Just steps from the road, stairs lead from the footpath down into Johnson Reserve, which features native bush, streams, wetland areas and open grassy fields.

These green spaces are part of what makes neighbours proud to live in Welcome Bay.

They may not be able to walk to a major supermarket just yet, but they're steps from a nature retreat.

Knight says she and her family make good use of their surroundings.

"We go to the back of Waipuna Park with the dog every weekend. It's a really great park. We love that park."


Welcome Bay Transport Forum Submission

A group of residents have put together proposals for the regional and city councils, aimed at improving traffic flow on Welcome Bay Rd during peak hours.
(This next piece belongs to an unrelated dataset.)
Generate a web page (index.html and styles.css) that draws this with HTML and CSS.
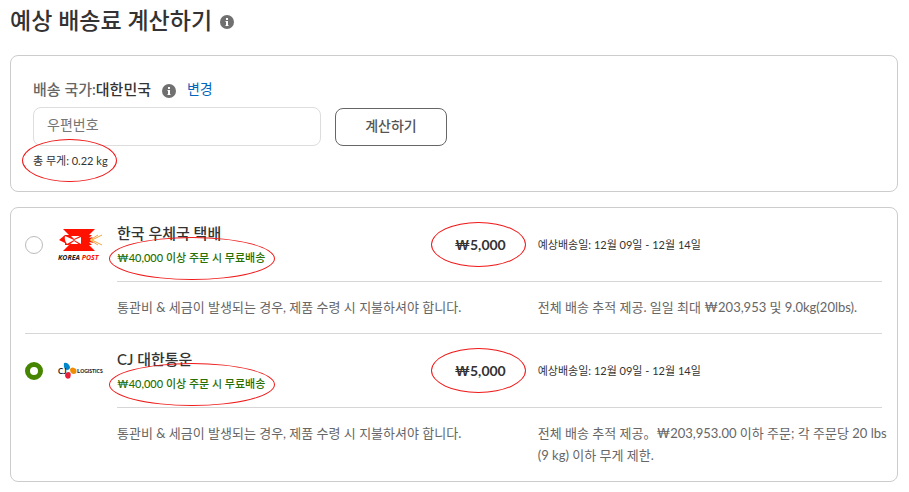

The Welcome Bay Transport Forum group proposes four key elements:

*Giving priority to the 15th Ave and Turret Rd upgrade project
*Trialling a free school bus service in the Welcome Bay area
*Trialling a free commuter bus service in the Welcome Bay area
*Considering implementing a separated cycleway between Welcome Bay and the CBD

The submission includes examples of how traffic has dramatically lengthened commutes.

The forum's document said a school bus trip that used to take 15 minutes in 2013 can take 45 minutes before the bus exits Welcome Bay.

A commuter trip of 8.2km leaving the suburb at 7.30am would take 20 to 30 minutes six months ago, but now commonly takes 60 minutes.

Long-term, the group proposes a second access to Welcome Bay towards the West linking up Waikite, Waitaha, Kaitemako and Ohauiti roads, potentially across to Oropi Rd.

Forum member Maleta Knight said she believed the group was starting to ruffle feathers among local elected officials.

"I think they are aware of the issues … They are listening, it's just that actions are so slow in government."